# STATED TASK
Wherever a line in the data below holds "Tailwind", copy that line.

# RECORDS SUPPLIED
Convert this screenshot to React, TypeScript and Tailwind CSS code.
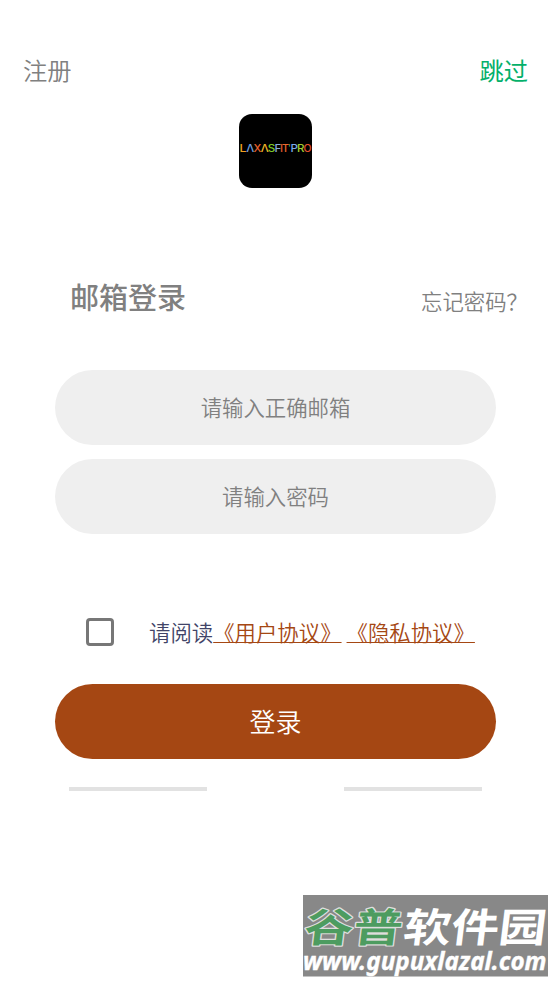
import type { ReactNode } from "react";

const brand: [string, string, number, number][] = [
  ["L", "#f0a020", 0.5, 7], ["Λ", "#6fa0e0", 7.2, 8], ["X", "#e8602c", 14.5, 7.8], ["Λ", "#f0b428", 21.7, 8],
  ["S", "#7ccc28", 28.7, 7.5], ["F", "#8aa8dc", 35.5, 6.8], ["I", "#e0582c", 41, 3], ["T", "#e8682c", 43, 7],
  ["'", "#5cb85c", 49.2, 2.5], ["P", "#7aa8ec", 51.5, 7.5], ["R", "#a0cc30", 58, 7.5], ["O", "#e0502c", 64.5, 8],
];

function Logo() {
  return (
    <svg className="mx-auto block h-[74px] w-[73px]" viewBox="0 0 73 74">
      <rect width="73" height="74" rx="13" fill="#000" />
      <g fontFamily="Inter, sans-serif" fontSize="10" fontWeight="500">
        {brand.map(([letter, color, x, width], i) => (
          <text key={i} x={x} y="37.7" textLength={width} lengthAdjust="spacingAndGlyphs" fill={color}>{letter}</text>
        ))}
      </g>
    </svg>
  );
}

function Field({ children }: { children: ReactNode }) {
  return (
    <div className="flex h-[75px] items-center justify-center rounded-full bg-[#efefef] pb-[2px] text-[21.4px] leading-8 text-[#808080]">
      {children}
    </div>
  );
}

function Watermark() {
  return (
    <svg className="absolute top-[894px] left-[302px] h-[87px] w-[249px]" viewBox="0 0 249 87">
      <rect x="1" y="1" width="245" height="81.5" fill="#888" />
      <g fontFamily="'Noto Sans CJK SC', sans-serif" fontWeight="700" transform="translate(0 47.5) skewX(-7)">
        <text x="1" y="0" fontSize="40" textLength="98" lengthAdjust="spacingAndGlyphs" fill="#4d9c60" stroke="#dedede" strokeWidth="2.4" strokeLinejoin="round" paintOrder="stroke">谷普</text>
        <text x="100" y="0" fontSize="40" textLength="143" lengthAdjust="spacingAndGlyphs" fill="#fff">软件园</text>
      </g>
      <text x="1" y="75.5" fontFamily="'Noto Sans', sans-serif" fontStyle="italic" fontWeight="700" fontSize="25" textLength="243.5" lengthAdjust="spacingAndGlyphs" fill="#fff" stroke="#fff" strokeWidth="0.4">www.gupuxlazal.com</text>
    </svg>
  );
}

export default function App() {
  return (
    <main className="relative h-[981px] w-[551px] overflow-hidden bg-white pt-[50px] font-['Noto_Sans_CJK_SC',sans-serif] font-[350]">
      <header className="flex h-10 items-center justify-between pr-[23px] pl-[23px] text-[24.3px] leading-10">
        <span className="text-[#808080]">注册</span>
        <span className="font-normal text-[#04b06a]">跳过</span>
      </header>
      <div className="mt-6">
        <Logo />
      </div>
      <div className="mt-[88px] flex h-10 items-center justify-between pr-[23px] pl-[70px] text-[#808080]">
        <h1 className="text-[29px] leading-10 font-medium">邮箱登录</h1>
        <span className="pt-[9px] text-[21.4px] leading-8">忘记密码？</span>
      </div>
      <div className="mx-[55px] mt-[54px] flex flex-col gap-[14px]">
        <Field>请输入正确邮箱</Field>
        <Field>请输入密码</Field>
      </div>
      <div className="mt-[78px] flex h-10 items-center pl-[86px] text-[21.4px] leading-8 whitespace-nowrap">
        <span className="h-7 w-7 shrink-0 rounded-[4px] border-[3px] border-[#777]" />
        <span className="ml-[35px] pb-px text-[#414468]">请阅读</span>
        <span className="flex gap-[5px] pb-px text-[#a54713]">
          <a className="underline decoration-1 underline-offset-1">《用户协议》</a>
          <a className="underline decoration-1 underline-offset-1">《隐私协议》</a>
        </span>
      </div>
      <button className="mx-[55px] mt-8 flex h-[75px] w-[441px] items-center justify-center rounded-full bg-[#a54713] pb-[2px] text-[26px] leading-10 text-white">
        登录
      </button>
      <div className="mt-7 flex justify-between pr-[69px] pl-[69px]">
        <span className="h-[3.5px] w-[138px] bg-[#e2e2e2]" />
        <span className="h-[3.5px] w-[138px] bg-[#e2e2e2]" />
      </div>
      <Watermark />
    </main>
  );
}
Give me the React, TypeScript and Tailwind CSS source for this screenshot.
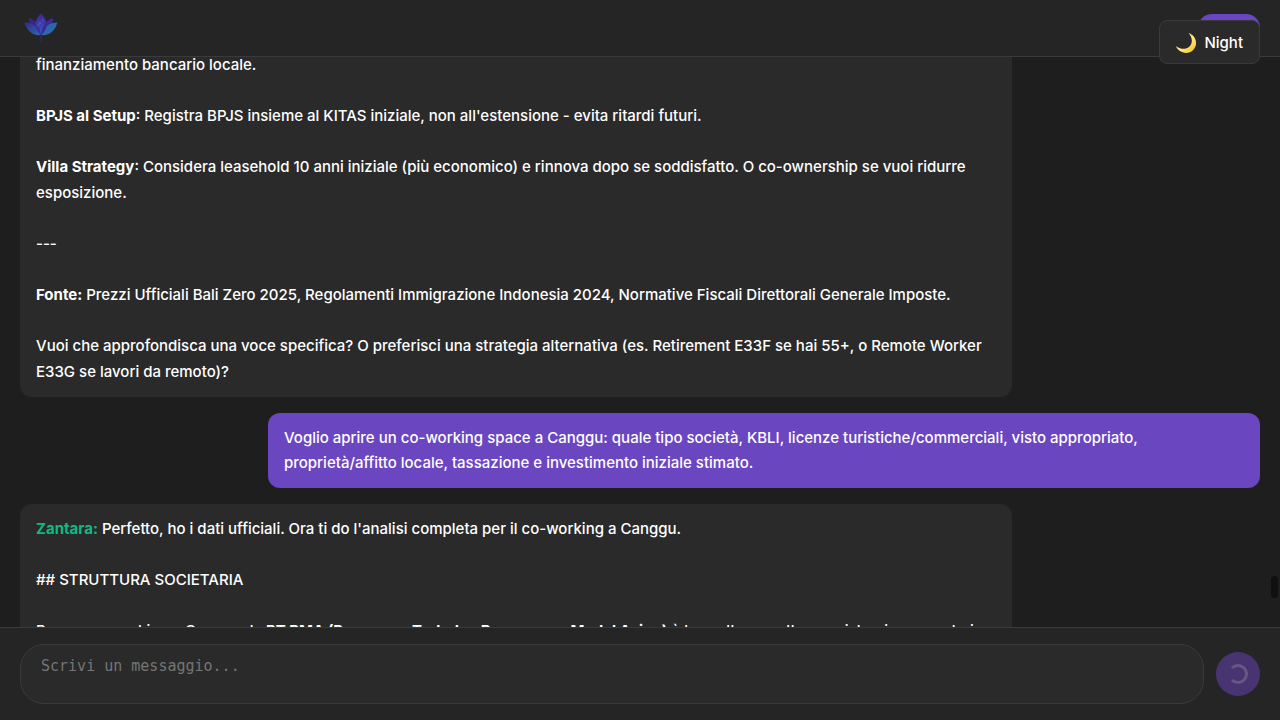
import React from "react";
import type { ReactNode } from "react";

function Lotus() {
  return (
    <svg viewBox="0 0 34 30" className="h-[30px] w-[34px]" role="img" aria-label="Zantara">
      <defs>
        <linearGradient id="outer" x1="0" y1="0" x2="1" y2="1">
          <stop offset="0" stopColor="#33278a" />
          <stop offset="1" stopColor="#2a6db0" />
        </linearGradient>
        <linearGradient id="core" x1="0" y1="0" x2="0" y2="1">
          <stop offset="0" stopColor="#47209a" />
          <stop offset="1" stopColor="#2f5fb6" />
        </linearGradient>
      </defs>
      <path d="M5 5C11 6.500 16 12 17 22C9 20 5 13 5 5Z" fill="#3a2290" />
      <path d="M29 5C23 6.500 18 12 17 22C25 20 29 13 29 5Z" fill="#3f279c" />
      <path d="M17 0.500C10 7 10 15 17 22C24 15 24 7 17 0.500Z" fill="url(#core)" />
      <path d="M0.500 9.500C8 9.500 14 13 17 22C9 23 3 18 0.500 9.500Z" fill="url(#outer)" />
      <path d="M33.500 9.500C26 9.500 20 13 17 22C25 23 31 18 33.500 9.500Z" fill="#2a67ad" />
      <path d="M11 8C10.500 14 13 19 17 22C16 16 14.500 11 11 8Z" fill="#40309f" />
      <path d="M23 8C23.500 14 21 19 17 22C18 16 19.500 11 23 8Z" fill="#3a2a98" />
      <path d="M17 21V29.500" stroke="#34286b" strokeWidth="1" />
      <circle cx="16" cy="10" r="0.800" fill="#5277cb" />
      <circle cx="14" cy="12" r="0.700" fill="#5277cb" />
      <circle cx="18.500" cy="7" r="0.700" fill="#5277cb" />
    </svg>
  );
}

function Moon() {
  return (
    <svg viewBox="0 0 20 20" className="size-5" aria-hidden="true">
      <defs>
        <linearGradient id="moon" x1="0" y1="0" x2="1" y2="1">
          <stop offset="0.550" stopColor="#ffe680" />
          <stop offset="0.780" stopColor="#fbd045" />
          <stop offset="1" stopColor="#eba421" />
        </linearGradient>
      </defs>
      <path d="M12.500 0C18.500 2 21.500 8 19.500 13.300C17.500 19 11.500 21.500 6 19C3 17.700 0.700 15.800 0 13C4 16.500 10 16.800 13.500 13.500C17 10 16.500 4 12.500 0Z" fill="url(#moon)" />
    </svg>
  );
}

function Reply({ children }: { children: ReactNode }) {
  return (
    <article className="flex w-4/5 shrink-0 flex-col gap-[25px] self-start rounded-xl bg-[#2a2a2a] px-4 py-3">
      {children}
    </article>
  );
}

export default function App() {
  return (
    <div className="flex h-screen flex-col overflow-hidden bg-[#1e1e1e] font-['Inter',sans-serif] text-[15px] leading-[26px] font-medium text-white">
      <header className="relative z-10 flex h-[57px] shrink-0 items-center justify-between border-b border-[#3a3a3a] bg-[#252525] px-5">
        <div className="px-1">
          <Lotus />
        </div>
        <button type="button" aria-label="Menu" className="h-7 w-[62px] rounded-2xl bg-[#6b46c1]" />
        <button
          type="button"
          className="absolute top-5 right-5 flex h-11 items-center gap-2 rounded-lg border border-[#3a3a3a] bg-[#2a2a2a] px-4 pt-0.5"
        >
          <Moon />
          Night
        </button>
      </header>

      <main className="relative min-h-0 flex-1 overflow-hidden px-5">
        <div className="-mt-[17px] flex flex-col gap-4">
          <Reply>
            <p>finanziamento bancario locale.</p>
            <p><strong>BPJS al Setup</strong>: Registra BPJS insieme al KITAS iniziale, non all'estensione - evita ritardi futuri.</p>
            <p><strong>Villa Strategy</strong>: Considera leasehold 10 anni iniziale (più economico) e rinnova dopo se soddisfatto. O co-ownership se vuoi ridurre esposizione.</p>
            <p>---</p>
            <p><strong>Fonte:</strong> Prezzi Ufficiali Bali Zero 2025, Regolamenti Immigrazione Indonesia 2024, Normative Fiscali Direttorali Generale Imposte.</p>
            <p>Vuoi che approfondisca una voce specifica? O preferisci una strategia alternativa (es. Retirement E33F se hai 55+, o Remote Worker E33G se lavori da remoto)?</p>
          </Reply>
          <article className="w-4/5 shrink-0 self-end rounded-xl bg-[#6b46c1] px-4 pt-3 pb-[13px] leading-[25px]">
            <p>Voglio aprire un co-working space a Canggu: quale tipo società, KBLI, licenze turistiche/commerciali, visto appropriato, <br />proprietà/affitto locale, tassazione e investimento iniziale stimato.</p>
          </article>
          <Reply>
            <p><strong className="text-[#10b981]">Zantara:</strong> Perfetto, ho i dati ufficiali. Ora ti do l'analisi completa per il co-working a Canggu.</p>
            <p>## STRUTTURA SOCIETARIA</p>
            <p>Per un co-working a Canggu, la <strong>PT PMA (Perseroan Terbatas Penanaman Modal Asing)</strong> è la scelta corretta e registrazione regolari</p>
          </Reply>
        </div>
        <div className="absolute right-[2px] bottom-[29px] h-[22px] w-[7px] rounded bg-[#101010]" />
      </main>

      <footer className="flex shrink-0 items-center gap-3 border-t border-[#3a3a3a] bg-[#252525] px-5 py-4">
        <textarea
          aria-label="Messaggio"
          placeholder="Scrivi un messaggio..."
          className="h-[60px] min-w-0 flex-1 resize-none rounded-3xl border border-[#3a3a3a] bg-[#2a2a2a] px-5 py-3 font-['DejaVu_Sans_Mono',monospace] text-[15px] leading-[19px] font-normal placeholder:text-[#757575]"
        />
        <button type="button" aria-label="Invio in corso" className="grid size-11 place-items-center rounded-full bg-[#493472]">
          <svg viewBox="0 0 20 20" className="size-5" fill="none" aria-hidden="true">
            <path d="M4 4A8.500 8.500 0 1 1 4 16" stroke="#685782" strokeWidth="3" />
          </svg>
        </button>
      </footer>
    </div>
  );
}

# OUTPUT BELOW
Convert this screenshot to React, TypeScript and Tailwind CSS code.
Give me the React, TypeScript and Tailwind CSS source for this screenshot.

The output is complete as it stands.